**What needs to be done**. Which lines contain the string "this"? Please list every one of them.

═══ Provided data ═══

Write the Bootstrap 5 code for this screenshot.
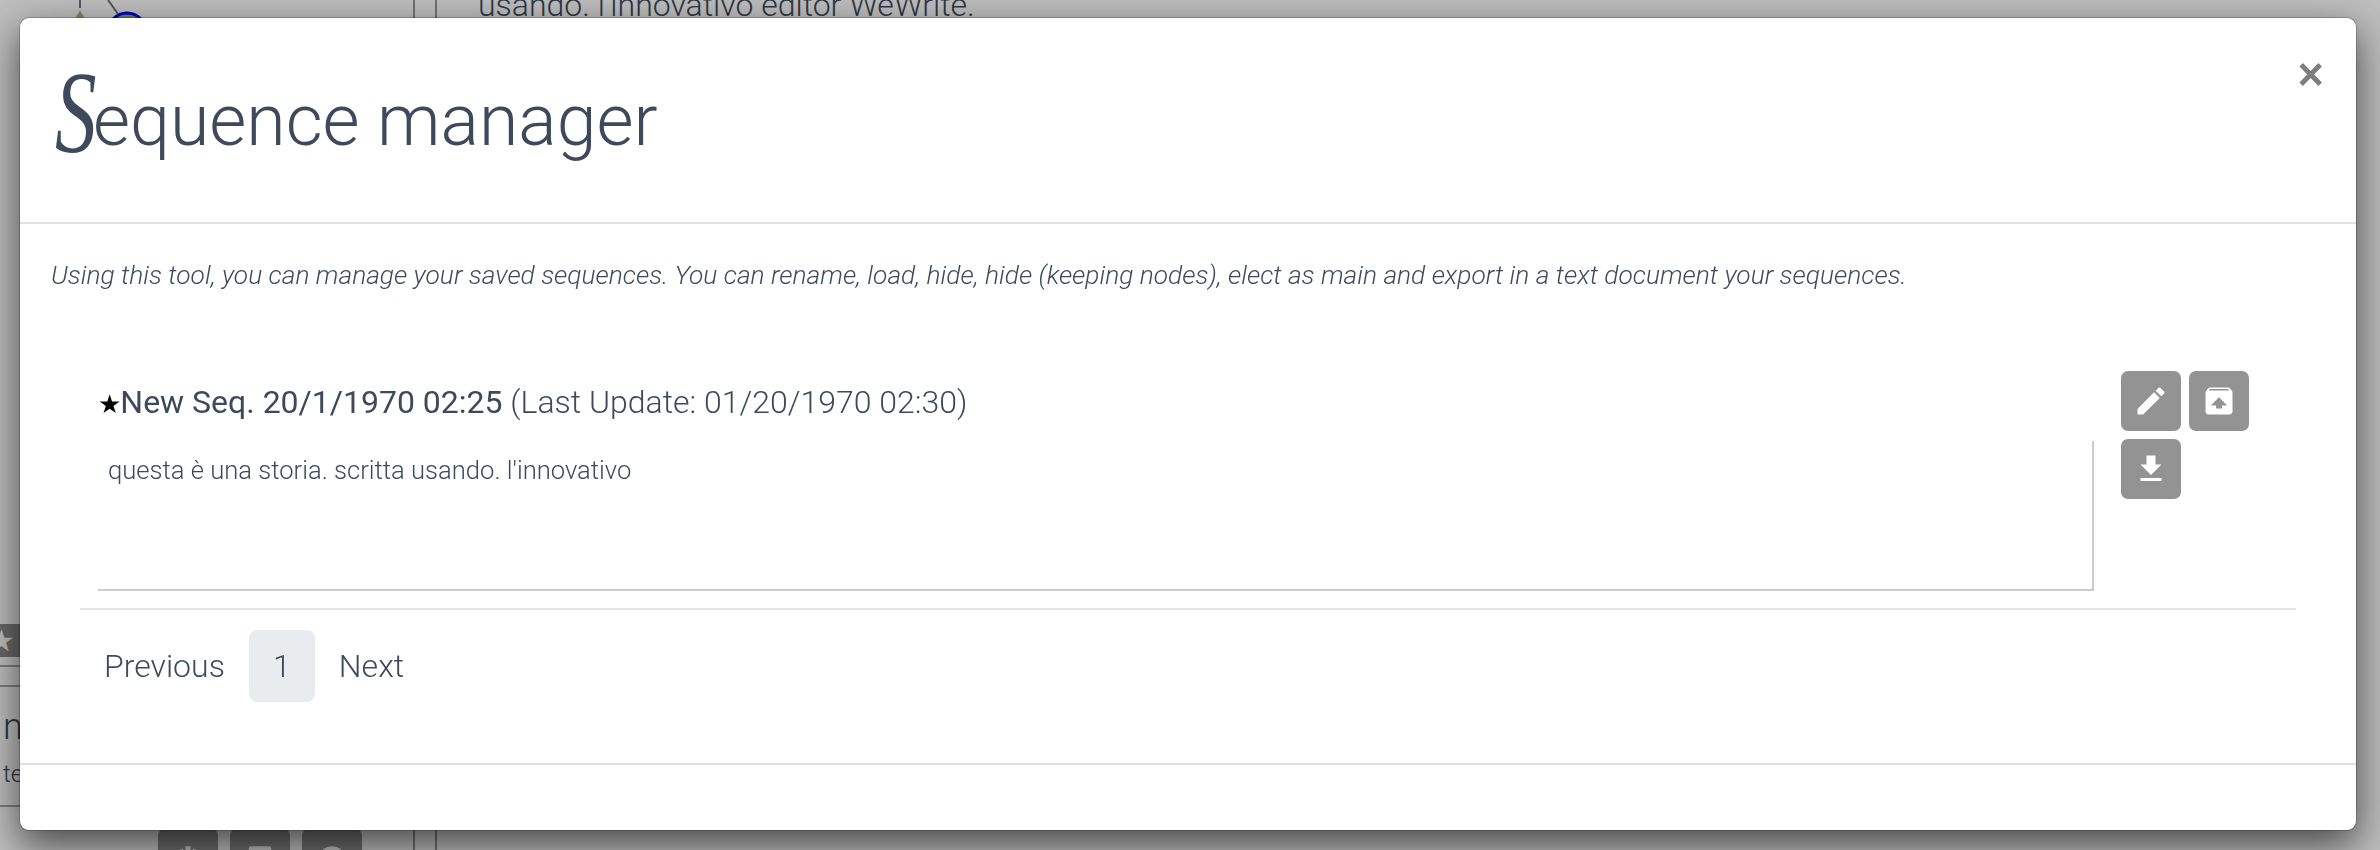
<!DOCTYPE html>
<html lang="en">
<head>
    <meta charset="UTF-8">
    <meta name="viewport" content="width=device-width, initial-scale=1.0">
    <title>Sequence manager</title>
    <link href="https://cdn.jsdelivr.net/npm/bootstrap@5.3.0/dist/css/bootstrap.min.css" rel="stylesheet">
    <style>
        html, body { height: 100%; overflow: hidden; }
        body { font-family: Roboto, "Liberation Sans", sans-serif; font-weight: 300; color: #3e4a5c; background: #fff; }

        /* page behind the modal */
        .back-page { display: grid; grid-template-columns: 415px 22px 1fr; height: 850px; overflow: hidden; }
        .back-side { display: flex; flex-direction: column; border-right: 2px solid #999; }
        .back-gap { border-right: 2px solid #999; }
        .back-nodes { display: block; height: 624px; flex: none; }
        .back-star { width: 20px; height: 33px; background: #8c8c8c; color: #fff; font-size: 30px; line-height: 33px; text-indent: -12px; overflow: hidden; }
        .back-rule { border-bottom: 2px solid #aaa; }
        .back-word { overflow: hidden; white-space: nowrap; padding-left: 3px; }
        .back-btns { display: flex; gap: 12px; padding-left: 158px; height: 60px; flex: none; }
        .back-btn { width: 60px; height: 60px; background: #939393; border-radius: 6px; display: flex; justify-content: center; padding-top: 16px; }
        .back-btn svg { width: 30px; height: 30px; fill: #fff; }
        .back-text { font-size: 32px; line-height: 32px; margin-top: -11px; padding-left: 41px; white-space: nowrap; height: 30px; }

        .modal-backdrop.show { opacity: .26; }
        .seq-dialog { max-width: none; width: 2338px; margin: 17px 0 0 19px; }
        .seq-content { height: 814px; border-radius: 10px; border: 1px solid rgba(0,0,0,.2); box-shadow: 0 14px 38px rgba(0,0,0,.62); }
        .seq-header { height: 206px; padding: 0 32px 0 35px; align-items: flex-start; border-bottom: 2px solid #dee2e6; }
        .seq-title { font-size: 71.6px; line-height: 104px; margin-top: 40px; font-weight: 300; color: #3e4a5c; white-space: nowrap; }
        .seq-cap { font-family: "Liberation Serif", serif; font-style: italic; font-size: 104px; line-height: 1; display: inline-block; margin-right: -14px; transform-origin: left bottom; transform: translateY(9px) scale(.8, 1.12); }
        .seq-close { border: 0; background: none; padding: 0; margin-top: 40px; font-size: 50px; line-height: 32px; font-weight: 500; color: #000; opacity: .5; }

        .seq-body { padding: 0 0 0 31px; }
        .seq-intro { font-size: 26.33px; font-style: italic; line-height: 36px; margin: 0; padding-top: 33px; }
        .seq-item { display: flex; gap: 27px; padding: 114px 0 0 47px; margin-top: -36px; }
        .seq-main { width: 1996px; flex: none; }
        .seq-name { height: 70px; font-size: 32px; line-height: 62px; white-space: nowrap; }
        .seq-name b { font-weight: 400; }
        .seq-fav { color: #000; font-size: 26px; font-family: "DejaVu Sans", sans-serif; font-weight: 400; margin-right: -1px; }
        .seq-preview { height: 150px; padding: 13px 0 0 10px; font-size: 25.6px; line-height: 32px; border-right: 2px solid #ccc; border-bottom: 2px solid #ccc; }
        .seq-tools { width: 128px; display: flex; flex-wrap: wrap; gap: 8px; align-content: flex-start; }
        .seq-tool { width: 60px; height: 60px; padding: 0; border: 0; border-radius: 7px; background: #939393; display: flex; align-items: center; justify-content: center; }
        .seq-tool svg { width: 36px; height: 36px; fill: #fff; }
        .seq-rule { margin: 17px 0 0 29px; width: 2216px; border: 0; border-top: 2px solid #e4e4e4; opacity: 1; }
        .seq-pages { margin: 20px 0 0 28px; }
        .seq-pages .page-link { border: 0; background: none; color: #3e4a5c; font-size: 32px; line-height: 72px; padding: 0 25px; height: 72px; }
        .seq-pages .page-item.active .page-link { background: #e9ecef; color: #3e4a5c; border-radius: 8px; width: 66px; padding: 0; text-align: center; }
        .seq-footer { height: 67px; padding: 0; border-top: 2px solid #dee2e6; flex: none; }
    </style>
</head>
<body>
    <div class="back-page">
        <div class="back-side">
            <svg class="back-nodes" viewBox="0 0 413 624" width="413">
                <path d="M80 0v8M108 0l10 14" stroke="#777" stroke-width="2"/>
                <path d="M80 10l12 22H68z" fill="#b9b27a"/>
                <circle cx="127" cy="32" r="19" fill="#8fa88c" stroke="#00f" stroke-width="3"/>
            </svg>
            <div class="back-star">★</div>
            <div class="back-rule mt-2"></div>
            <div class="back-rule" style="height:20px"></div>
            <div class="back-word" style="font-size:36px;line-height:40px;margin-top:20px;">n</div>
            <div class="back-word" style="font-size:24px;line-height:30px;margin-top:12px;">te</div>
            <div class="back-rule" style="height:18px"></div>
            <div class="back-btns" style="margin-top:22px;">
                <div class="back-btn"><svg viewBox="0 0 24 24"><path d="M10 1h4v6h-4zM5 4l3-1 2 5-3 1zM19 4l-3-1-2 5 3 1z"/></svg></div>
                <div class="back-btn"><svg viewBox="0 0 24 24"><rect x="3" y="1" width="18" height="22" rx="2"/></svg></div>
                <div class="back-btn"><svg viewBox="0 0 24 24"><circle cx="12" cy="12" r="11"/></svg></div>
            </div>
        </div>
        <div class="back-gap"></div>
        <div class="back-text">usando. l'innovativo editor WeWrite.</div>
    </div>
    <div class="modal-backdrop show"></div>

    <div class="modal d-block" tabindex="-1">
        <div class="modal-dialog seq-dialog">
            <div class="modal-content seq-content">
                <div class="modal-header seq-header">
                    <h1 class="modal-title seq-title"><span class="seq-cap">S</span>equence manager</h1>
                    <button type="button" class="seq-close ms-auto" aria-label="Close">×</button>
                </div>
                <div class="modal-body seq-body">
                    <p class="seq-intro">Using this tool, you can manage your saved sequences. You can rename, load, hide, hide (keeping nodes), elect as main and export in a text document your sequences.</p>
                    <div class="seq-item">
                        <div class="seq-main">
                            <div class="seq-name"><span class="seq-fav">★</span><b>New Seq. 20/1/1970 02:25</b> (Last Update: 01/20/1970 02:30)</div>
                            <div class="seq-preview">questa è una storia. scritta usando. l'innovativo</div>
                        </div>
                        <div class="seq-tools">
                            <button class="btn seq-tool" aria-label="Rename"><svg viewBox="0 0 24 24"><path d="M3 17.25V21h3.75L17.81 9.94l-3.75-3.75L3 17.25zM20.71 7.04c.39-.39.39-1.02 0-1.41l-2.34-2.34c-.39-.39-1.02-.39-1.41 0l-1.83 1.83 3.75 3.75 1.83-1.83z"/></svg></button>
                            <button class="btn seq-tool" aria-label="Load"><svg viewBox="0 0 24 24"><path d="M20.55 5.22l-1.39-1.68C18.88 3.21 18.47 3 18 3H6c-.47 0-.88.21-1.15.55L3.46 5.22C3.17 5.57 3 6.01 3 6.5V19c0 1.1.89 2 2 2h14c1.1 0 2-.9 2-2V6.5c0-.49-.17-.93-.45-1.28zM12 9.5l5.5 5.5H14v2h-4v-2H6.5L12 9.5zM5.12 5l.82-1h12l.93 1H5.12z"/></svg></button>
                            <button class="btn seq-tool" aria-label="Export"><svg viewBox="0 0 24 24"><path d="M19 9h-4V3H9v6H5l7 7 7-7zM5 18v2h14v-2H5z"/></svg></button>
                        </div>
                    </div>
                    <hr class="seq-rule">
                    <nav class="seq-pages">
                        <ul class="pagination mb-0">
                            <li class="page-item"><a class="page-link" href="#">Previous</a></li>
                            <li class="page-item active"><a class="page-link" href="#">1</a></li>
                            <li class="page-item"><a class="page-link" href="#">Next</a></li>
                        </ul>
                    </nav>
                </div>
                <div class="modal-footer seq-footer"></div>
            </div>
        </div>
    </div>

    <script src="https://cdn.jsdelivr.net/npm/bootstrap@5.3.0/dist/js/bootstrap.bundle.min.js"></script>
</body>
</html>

═══

**The result**.
Write the Bootstrap 5 code for this screenshot.
                    <p class="seq-intro">Using this tool, you can manage your saved sequences. You can rename, load, hide, hide (keeping nodes), elect as main and export in a text document your sequences.</p>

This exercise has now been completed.